Hello,

On 14.06.24 12:53, r...@neoquasar.org wrote:
Then it's not a problem in the first place. If you can't reproduce a bug with a reasonable effort, then it is unconfirmed and you can stop worrying about it. A bug that can't be reproduced, effectively doesn't exist.

That's not a reason to stop supporting an entire architecture. That's a troubleshooting decision that you would make on any architecture.

Sent from my mobile device.

------------------------------------------------------------------------
*From:* Luca Boccassi <bl...@debian.org>
*Sent:* Friday, June 14, 2024 04:39
*To:* debian-devel@lists.debian.org
*Subject:* Re: Re: About i386 support

> I've tried reproducing the daemon-reload bug report, unless I missed
> something
> obvious, daemon-reload works on my T2300, the TM Efficeon, and the
> pre-SSE2
> Pentium 3 (mobile) that I have. I could try running it on an original
> Pentium, but I doubt that debian will run on it at all, even when
> ignoring the fact that the thing also only has 96M of ram, which is
> to small to load a ramdisk and debian only targets i686. So the bug
> might only apply to a very specific processor, unless there is a
> patch
> in the debian package.

There are no relevant patches in the Debian package. This is exactly
the problem with supporting old and obsolete architectures, that are
very difficult to find in the wild: things break in weird and
incomprehensible ways, and nobody is able to fix them. This is one of
the main jobs of porters: if you can't triage and fix this issue, then
it's likely you won't be able to triage and fix other architecture-
specific issues either, as this is very very likely a hidden compiler
toolchain issue.
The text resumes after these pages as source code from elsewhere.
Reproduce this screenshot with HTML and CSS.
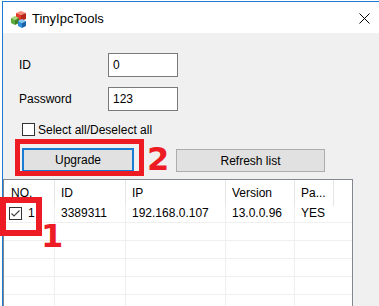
FILE: index.html
```html
<!DOCTYPE html>
<html lang="en">

<head>
	<meta charset="UTF-8">
	<title>TinyIpcTools</title>
	<link rel="stylesheet" href="styles.css">
</head>

<body>
	<div class="window">
		<div class="titlebar">
			<svg class="app-icon" width="17" height="17" viewBox="0 0 17 17">
				<!-- red cube -->
				<polygon points="6,2 11,0 16,2 11,4" fill="#f58a78" />
				<polygon points="6,2 11,4 11,10 6,8" fill="#e23b2b" />
				<polygon points="11,4 16,2 16,8 11,10" fill="#b8261a" />
				<!-- green cube -->
				<polygon points="1,7 5,5 9,7 5,9" fill="#a8d878" />
				<polygon points="1,7 5,9 5,14 1,12" fill="#5dab3b" />
				<polygon points="5,9 9,7 9,12 5,14" fill="#3f8228" />
				<!-- blue cube -->
				<polygon points="8,10 12,8 16,10 12,12" fill="#86c8f0" />
				<polygon points="8,10 12,12 12,17 8,15" fill="#2e8dd8" />
				<polygon points="12,12 16,10 16,15 12,17" fill="#1b63a8" />
			</svg>
			<span class="title">TinyIpcTools</span>
			<svg class="close" width="11" height="11" viewBox="0 0 11 11">
				<path d="M0.5 0.5 L10.5 10.5 M10.5 0.5 L0.5 10.5" stroke="#000" stroke-width="1" />
			</svg>
		</div>

		<div class="content">
			<div class="form">
				<div class="field">
					<span class="label">ID</span>
					<div class="input">0</div>
				</div>
				<div class="field">
					<span class="label">Password</span>
					<div class="input">123</div>
				</div>
				<div class="check-all">
					<span class="checkbox"></span>
					<span>Select all/Deselect all</span>
				</div>
				<div class="buttons">
					<div class="btn focused">Upgrade</div>
					<div class="btn refresh">Refresh list</div>
				</div>
			</div>

			<div class="list">
				<div class="row head">
					<div class="cell">NO.</div>
					<div class="cell">ID</div>
					<div class="cell">IP</div>
					<div class="cell">Version</div>
					<div class="cell">Pa...</div>
					<div class="cell"></div>
				</div>
				<div class="row">
					<div class="cell no">
						<svg class="row-check" width="13" height="13" viewBox="0 0 13 13">
							<rect x="0.5" y="0.5" width="12" height="12" fill="#fff" stroke="#333" />
							<path d="M2.5 6.5 L5 9 L10.5 3.5" fill="none" stroke="#444" stroke-width="1.2" />
						</svg>
						<span>1</span>
					</div>
					<div class="cell">3389311</div>
					<div class="cell">192.168.0.107</div>
					<div class="cell">13.0.0.96</div>
					<div class="cell">YES</div>
					<div class="cell"></div>
				</div>
				<div class="row"><div class="cell"></div><div class="cell"></div><div class="cell"></div><div class="cell"></div><div class="cell"></div><div class="cell"></div></div>
				<div class="row"><div class="cell"></div><div class="cell"></div><div class="cell"></div><div class="cell"></div><div class="cell"></div><div class="cell"></div></div>
				<div class="row"><div class="cell"></div><div class="cell"></div><div class="cell"></div><div class="cell"></div><div class="cell"></div><div class="cell"></div></div>
				<div class="row"><div class="cell"></div><div class="cell"></div><div class="cell"></div><div class="cell"></div><div class="cell"></div><div class="cell"></div></div>
				<div class="row"><div class="cell"></div><div class="cell"></div><div class="cell"></div><div class="cell"></div><div class="cell"></div><div class="cell"></div></div>
			</div>
		</div>
	</div>

	<!-- red annotations drawn over the screenshot -->
	<div class="mark mark-upgrade"></div>
	<span class="mark-num num-2">2</span>
	<div class="mark mark-row"></div>
	<span class="mark-num num-1">1</span>
</body>

</html>
```

FILE: styles.css
```css
:root {
	--accent: #1a7bd5;
	--face: #f0f0f0;
	--grid: #efefef;
	--red: #ed1c24;
}

body {
	margin: 0;
	background-color: #fff;
	font-family: "Liberation Sans", Arial, sans-serif;
	font-size: 12px;
	color: #000;
	overflow: hidden;
}

.window {
	margin: 1px 0 0 2px;
	border-top: 1px solid var(--accent);
	border-left: 1px solid var(--accent);
	height: 310px;
	background-color: var(--face);
}

.titlebar {
	display: flex;
	align-items: center;
	height: 31px;
	background-color: #fff;
}

.app-icon {
	margin-left: 7px;
	margin-top: 3px;
}

.title {
	margin-left: 5px;
	font-size: 13px;
	margin-top: 2px;
}

.close {
	margin-left: auto;
	margin-right: 9px;
	margin-top: 1px;
}

.content {
	padding-top: 20px;
}

.form {
	padding-left: 16px;
}

.field {
	display: flex;
	align-items: center;
	margin-bottom: 10px;
}

.label {
	width: 89px;
}

.input {
	box-sizing: border-box;
	width: 70px;
	height: 24px;
	line-height: 22px;
	padding-left: 4px;
	border: 1px solid #7a7a7a;
	background-color: #fff;
}

.check-all {
	display: flex;
	align-items: center;
	gap: 3px;
	margin-top: 12px;
	margin-left: 3px;
	height: 13px;
}

.checkbox {
	box-sizing: border-box;
	width: 13px;
	height: 13px;
	border: 1px solid #333;
	background-color: #fff;
}

.buttons {
	display: flex;
	align-items: flex-start;
	margin-top: 12px;
	margin-left: 3px;
}

.btn {
	box-sizing: border-box;
	height: 24px;
	line-height: 22px;
	text-align: center;
	background-color: #e1e1e1;
	border: 1px solid #adadad;
}

.btn.focused {
	width: 112px;
	border: 2px solid var(--accent);
	line-height: 20px;
}

.btn.refresh {
	width: 149px;
	height: 23px;
	margin-left: 42px;
	margin-top: 1px;
}

.list {
	margin-top: 7px;
	width: 350px;
	box-sizing: border-box;
	border: 1px solid #828790;
	border-bottom: none;
	background-color: #fff;
}

.row {
	display: grid;
	grid-template-columns: 51px 71px 100px 69px 39px 1fr;
	height: 18px;
}

.row .cell {
	box-sizing: border-box;
	padding-left: 6px;
	line-height: 17px;
	border-bottom: 1px solid var(--grid);
	border-right: 1px solid var(--grid);
	white-space: nowrap;
}

.row .cell:nth-child(5),
.row .cell:nth-child(6) {
	border-right: none;
}

.row.head {
	height: 25px;
}

.row.head .cell {
	line-height: 26px;
	border-bottom: none;
	border-right: 1px solid #e5e5e5;
}

.row.head .cell:nth-child(6) {
	border-right: none;
}

.row.head .cell:first-child {
	padding-left: 7px;
}

.cell.no {
	display: flex;
	align-items: center;
	gap: 6px;
	padding-left: 5px;
}

/* annotations */
.mark {
	position: absolute;
	box-sizing: border-box;
	border: 5px solid var(--red);
}

.mark-upgrade {
	left: 15px;
	top: 139px;
	width: 129px;
	height: 37px;
}

.mark-row {
	left: 0;
	top: 197px;
	width: 42px;
	height: 39px;
	border-width: 6px;
}

.mark-num {
	position: absolute;
	font-family: "DejaVu Sans", sans-serif;
	font-weight: bold;
	font-size: 32px;
	line-height: 32px;
	color: var(--red);
}

.num-2 {
	left: 147px;
	top: 143px;
}

.num-1 {
	left: 41px;
	top: 220px;
}
```
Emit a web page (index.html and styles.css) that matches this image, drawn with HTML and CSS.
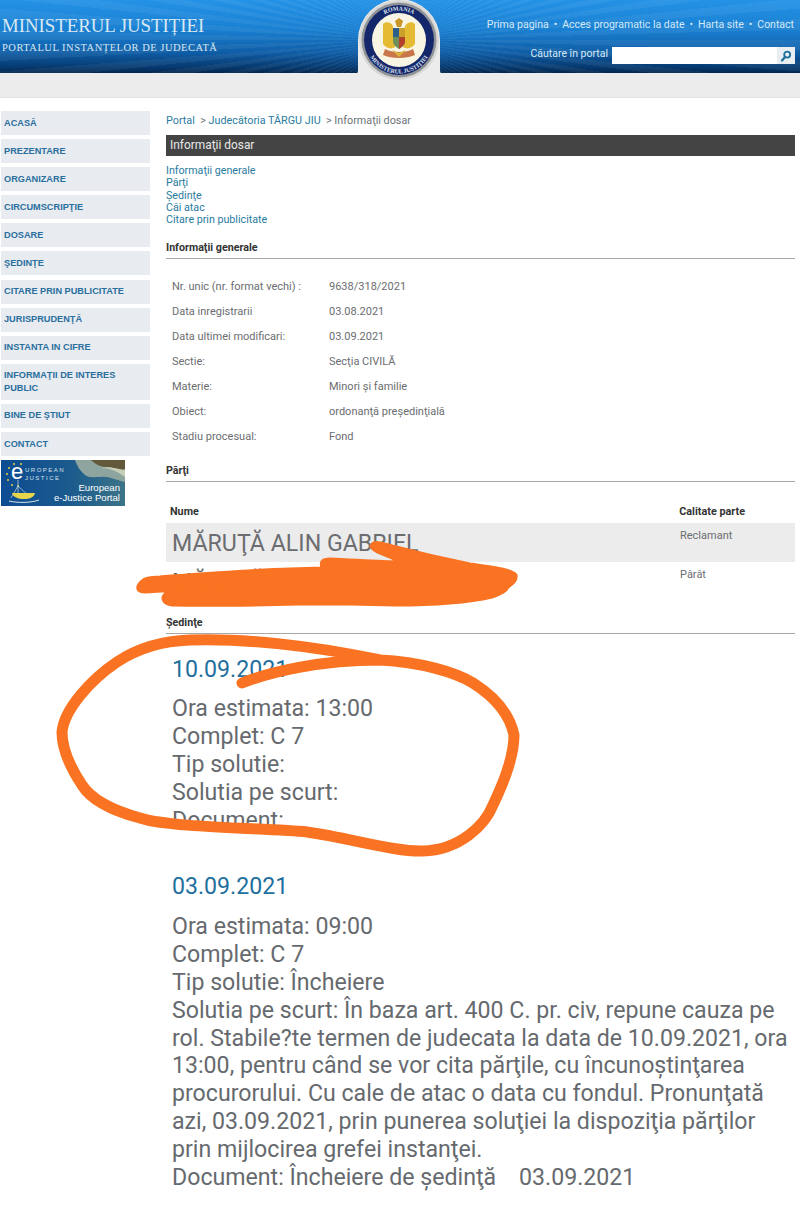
FILE: index.html
```html
<!DOCTYPE html>
<html lang="ro">
<head>
  <meta charset="UTF-8">
  <title>Informații dosar</title>
  <meta name="viewport" content="width=device-width, initial-scale=1.0">
  <link rel="stylesheet" href="styles.css">
</head>
<body>

  <header class="site-header">
    <div class="banner">
      <div class="brand">
        <div class="brand-title">MINISTERUL JUSTIȚIEI</div>
        <div class="brand-sub">PORTALUL INSTANȚELOR DE JUDECATĂ</div>
      </div>
      <div class="banner-right">
        <nav class="top-links">
          <a>Prima pagina</a><span>•</span><a>Acces programatic la date</a><span>•</span><a>Harta site</a><span>•</span><a>Contact</a>
        </nav>
        <div class="search-row">
          <span>Căutare în portal</span>
          <div class="search-box">
            <div class="search-btn">
              <svg width="12" height="12" viewBox="0 0 12 12"><circle cx="7.2" cy="4.6" r="3" fill="none" stroke="#1f6e9c" stroke-width="1.8"/><path d="M5 7L2 10.5" stroke="#1f6e9c" stroke-width="2.2" stroke-linecap="round"/></svg>
            </div>
          </div>
        </div>
      </div>
    </div>
    <div class="seal">
      <svg width="90" height="84" viewBox="0 0 90 84">
        <path d="M0 74Q3 74 3 70V40A41 41 0 0 1 85 40V70Q85 74 88 74z" fill="#ececec"/>
        <circle cx="44" cy="40" r="40" fill="#d8d9d6"/>
        <circle cx="44" cy="40" r="37.5" fill="#8f9296"/>
        <circle cx="44" cy="40" r="35" fill="#14276b"/>
        <circle cx="44" cy="40" r="27" fill="#f9f5e4"/>
        <!-- eagle wings, head, shield and ribbon -->
        <path d="M28 24c3-3 8-2 10 2l2 21c-4 3-9 1-12-3z" fill="#e6bb34"/>
        <path d="M60 24c-3-3-8-2-10 2l-2 21c4 3 9 1 12-3z" fill="#e6bb34"/>
        <path d="M40 21l4-3 4 3-2 6h-4z" fill="#c9962a"/>
        <path d="M38 28h12v13c0 4-3 6-6 8-3-2-6-4-6-8z" fill="#6f8f5a"/>
        <path d="M38 28h6v9h-6z" fill="#2d5f8a"/>
        <path d="M44 37h6v5c0 2-3 5-6 7z" fill="#b3402c"/>
        <path d="M44 28h6v9h-6z" fill="#c9a12a"/>
        <path d="M30 49c6 4 22 4 28 0l2 6c-8 4-24 4-32 0z" fill="#c9764a"/>
        <path d="M37 50l7 7 7-7-7 3z" fill="#d9b53c"/>
        <path id="sealTop" d="M14.5 40a29.5 29.5 0 0 1 59 0" fill="none"/>
        <text class="seal-text" text-anchor="middle"><textPath href="#sealTop" startOffset="50%">ROMANIA</textPath></text>
        <path id="sealBottom" d="M10.5 40a33.5 33.5 0 0 0 67 0" fill="none"/>
        <text class="seal-text" text-anchor="middle"><textPath href="#sealBottom" startOffset="50%">MINISTERUL JUSTIȚIEI</textPath></text>
      </svg>
    </div>
  </header>

  <div class="page">
    <aside class="sidebar">
      <a class="side-item">ACASĂ</a>
      <a class="side-item">PREZENTARE</a>
      <a class="side-item">ORGANIZARE</a>
      <a class="side-item">CIRCUMSCRIPŢIE</a>
      <a class="side-item">DOSARE</a>
      <a class="side-item">ŞEDINŢE</a>
      <a class="side-item">CITARE PRIN PUBLICITATE</a>
      <a class="side-item">JURISPRUDENŢĂ</a>
      <a class="side-item">INSTANTA IN CIFRE</a>
      <a class="side-item tall">INFORMAŢII DE INTERES PUBLIC</a>
      <a class="side-item">BINE DE ŞTIUT</a>
      <a class="side-item">CONTACT</a>
      <div class="ejustice">
        <svg class="ejustice-art" width="124" height="46" viewBox="0 0 124 46">
          <defs>
            <linearGradient id="ejBg" x1="0" y1="0" x2="1" y2="0">
              <stop offset="0" stop-color="#0d4c92"/>
              <stop offset="0.55" stop-color="#1b5a8c"/>
              <stop offset="1" stop-color="#3c7488"/>
            </linearGradient>
          </defs>
          <rect width="124" height="46" fill="url(#ejBg)"/>
          <path d="M74 0h50v22c-10-2-16-6-24-5-8 0-12 1-16-2-5-4-8-9-10-15z" fill="#8ea59f"/>
          <path d="M90 0h34v9c-6 3-11 0-15-2-7 1-14-2-19-7z" fill="#62583a"/>
          <path d="M100 8c8 0 16 3 24 9v-7c-8-1-16-4-24-2z" fill="#c7ceb8"/>
          <g fill="#f0d23c">
            <circle cx="6" cy="14" r="1"/><circle cx="8" cy="8" r="1"/><circle cx="13" cy="4" r="1"/>
            <circle cx="20" cy="4" r="1"/><circle cx="7" cy="20" r="1"/><circle cx="11" cy="25" r="1"/>
            <circle cx="17" cy="26" r="1"/>
          </g>
          <path d="M17 26L10 38M17 26L30 38M17 20V36" stroke="#c9dbe6" stroke-width=".7" fill="none"/>
          <path d="M11 33h23c-1 4-5 6-11 6s-11-2-12-6z" fill="#e8d54a"/>
          <path d="M8 41c8 2 22 2 30-1" stroke="#d7e4ea" fill="none"/>
        </svg>
        <span class="ej-e">e</span>
        <span class="ej-small">UROPEAN<br>JUSTICE</span>
        <span class="ej-label">European<br>e-Justice Portal</span>
      </div>
    </aside>

    <main class="content">
      <div class="breadcrumb"><a>Portal</a> &nbsp;&gt; <a>Judecătoria TÂRGU JIU</a> &nbsp;&gt; Informaţii dosar</div>
      <h1 class="title-bar">Informaţii dosar</h1>

      <div class="anchors">
        <a>Informaţii generale</a>
        <a>Părţi</a>
        <a>Şedinţe</a>
        <a>Căi atac</a>
        <a>Citare prin publicitate</a>
      </div>

      <h2 class="section-head first">Informaţii generale</h2>
      <dl class="info">
        <div class="info-row"><dt>Nr. unic (nr. format vechi) :</dt><dd>9638/318/2021</dd></div>
        <div class="info-row"><dt>Data inregistrarii</dt><dd>03.08.2021</dd></div>
        <div class="info-row"><dt>Data ultimei modificari:</dt><dd>03.09.2021</dd></div>
        <div class="info-row"><dt>Sectie:</dt><dd>Secţia CIVILĂ</dd></div>
        <div class="info-row"><dt>Materie:</dt><dd>Minori şi familie</dd></div>
        <div class="info-row"><dt>Obiect:</dt><dd>ordonanţă preşedinţială</dd></div>
        <div class="info-row"><dt>Stadiu procesual:</dt><dd>Fond</dd></div>
      </dl>

      <h2 class="section-head">Părţi</h2>
      <div class="party-head"><span>Nume</span><span>Calitate parte</span></div>
      <div class="party-row shaded"><span class="party-name">MĂRUŢĂ ALIN GABRIEL</span><span class="party-role">Reclamant</span></div>
      <div class="party-row"><span class="party-name">MĂRUŢĂ</span><span class="party-role">Pârât</span></div>

      <h2 class="section-head hearings">Şedinţe</h2>

      <section class="hearing">
        <div class="hearing-date">10.09.2021</div>
        <p>Ora estimata: 13:00<br>Complet: C 7<br>Tip solutie:<br>Solutia pe scurt:<br>Document:</p>
      </section>

      <section class="hearing second">
        <div class="hearing-date">03.09.2021</div>
        <p>Ora estimata: 09:00<br>Complet: C 7<br>Tip solutie: Încheiere<br>Solutia pe scurt: În baza art. 400 C. pr. civ, repune cauza pe rol. Stabile?te termen de judecata la data de 10.09.2021, ora 13:00, pentru când se vor cita părţile, cu încunoştinţarea procurorului. Cu cale de atac o data cu fondul. Pronunţată azi, 03.09.2021, prin punerea soluţiei la dispoziţia părţilor prin mijlocirea grefei instanţei.<br>Document: Încheiere de şedinţă &nbsp;&nbsp; 03.09.2021</p>
      </section>
    </main>
  </div>

  <!-- marker scribbles on top of the photo -->
  <svg class="scribble" width="800" height="1207" viewBox="0 0 800 1207">
    <path class="marker-line" d="M242 683C270 672 320 660 380 660C420 662 455 672 473 683C495 697 510 715 514 735C514 760 500 790 493 805C485 825 460 850 423 851C395 852 350 838 307 832C270 828 170 828 140 818C110 810 90 798 82 785C72 770 62 750 62 732C64 710 90 680 117 662C135 650 160 641 190 640C240 638 310 645 380 660"/>
    <path class="marker-blob" d="M138 586C142 578 150 577 160 577C200 574 250 570 290 569L322 568C320 562 322 559 330 559C355 560 380 562 400 562C390 556 372 552 371 546C373 541 380 542 392 546C415 552 440 558 470 564C490 567 512 569 516 575C517 581 512 584 508 587C506 592 500 594 492 597C470 602 440 605 395 605L350 604L300 604C260 605 220 606 172 605C163 604 161 598 165 594C175 591 200 590 225 589C195 589 165 591 145 592C139 592 137 590 138 586z"/>
  </svg>

</body>
</html>
```

FILE: styles.css
```css
* { box-sizing: border-box; margin: 0; padding: 0; }

body {
  background: #fff;
  color: #6b6d70;
  font-family: Roboto, "Liberation Sans", sans-serif;
  font-size: 11px;
  position: relative;
  width: 800px;
  height: 1207px;
  overflow: hidden;
}

/* header */
.site-header { position: relative; height: 98px; background: #ececec; border-bottom: 1px solid #e2e2e2; }

.banner {
  height: 73px;
  display: flex;
  justify-content: space-between;
  background:
    repeating-conic-gradient(from 0deg at 400px 40px, rgba(255, 255, 255, 0.05) 0 1.5deg, rgba(255, 255, 255, 0) 1.5deg 3deg),
    linear-gradient(180deg, #2492e6 0%, #1a80d2 40%, #0f5da6 72%, #063a70 92%, #04264d 100%);
}

.brand { padding: 15px 0 0 2px; color: #d8e8f2; font-family: "Liberation Serif", serif; }
.brand-title { font-size: 18.8px; line-height: 22px; }
.brand-sub { font-size: 10.5px; letter-spacing: 0.5px; line-height: 14px; margin-top: 4px; }

.banner-right { padding: 18px 6px 0 0; color: #d5e9f6; display: flex; flex-direction: column; align-items: flex-end; font-size: 10.5px; }
.top-links { display: flex; gap: 5px; line-height: 14px; }
.search-row { display: flex; align-items: flex-start; gap: 4px; margin-top: 15px; line-height: 14px; }
.search-box { width: 183px; height: 17px; background: #fff; display: flex; justify-content: flex-end; margin-right: -1px; }
.search-btn { width: 18px; background: #e8eef2; display: flex; align-items: center; justify-content: center; }

.seal { position: absolute; left: 355px; top: 0; width: 90px; height: 84px; }
.seal svg { display: block; }
.seal-text { font-size: 6px; fill: #dfe4ee; font-family: "Liberation Serif", serif; font-weight: bold; }

/* layout */
.page { display: flex; padding-top: 13px; }
.sidebar { width: 166px; flex: none; padding-left: 1px; }
.content { width: 629px; }

/* left menu */
.side-item {
  display: flex;
  align-items: center;
  width: 149px;
  min-height: 24px;
  margin-bottom: 4.1px;
  padding: 0 3px;
  background: #e8ebf0;
  color: #2a6f9e;
  font-family: "Liberation Sans", sans-serif;
  font-size: 9.2px;
  font-weight: bold;
  line-height: 13px;
}
.side-item.tall { min-height: 36px; padding-right: 20px; }

.ejustice { position: relative; width: 124px; height: 46px; margin-top: 4px; color: #fff; }
.ejustice-art { display: block; }
.ej-e { position: absolute; left: 10px; top: 0; font: 22px/24px "Liberation Sans", sans-serif; }
.ej-small { position: absolute; left: 24px; top: 6px; font: 6px/8px "Liberation Sans", sans-serif; letter-spacing: 1.5px; color: #d6e2ea; }
.ej-label { position: absolute; right: 5px; top: 23px; text-align: right; font: 9.6px/10px "Liberation Sans", sans-serif; }

/* main column */
.breadcrumb { height: 24px; padding-top: 3px; font-size: 10.8px; line-height: 14px; color: #6d7478; }
.breadcrumb a, .anchors a { color: #2a7ba0; }

.title-bar {
  height: 21px;
  padding-left: 4px;
  background: #444;
  color: #e8e8e8;
  font-size: 11.9px;
  font-weight: normal;
  line-height: 21px;
}

.anchors { display: flex; flex-direction: column; padding-top: 9px; font-size: 10.7px; line-height: 12.3px; }

.section-head {
  color: #333;
  font-size: 10.7px;
  font-weight: bold;
  line-height: 14px;
  padding-bottom: 3px;
  border-bottom: 1px solid #a8a8a8;
}
.section-head.first { margin-top: 15px; }

.info { padding: 20px 0 10px; }
.info-row { display: flex; height: 25px; line-height: 14px; padding-top: 1px; }
.info-row dt { width: 163px; padding-left: 6px; }

.party-head { display: flex; justify-content: space-between; padding: 23px 50px 0 4px; height: 41px; color: #333; font-weight: bold; font-size: 10.8px; }
.party-row { display: flex; height: 39px; }
.party-row.shaded { background: #ececec; }
.party-name { width: 514px; padding: 7px 0 0 6px; font-size: 23.2px; line-height: 26px; }
.party-role { padding-top: 6px; line-height: 14px; }

.section-head.hearings { margin-top: 15px; }

.hearing { padding: 21px 0 0 6px; color: #666a6e; font-size: 23.15px; line-height: 27.8px; }
.hearing.second { padding-top: 38px; padding-right: 5px; }
.hearing-date { color: #1f6f9e; line-height: 30px; margin-bottom: 10px; }
.hearing.second .hearing-date { margin-bottom: 11px; }

/* marker drawn over the page */
.scribble { position: absolute; left: 0; top: 0; pointer-events: none; }
.marker-line { fill: none; stroke: #f97322; stroke-width: 11; stroke-linecap: round; stroke-linejoin: round; }
.marker-blob { fill: #f97322; stroke: #f97322; stroke-width: 3; stroke-linejoin: round; }
```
The effort required to have a release architecture
officially supported in Debian goes way beyond "I have an old machine
under the desk and can build some trivial packages", I am afraid.

--
Kind regards,
Luca Boccassi

Looking at the upstream bug report, the issue seemed to also affect
the  Intel J1900, which is a amd64 machine, so the bug is architecture-
independent. I'll look if I can get either of those processors, though I'd
doubt that.

However I do get the point that toolchain issues are a major problem and
can be a blocker for supporting an architecture, having encountered some
bugs when porting globulation2 to Haiku.
I'll look at the debian build tracker to have a look at broken packages.
Currently though I still don't really understand how the tracker works,
I'll first try to get a grasp about that.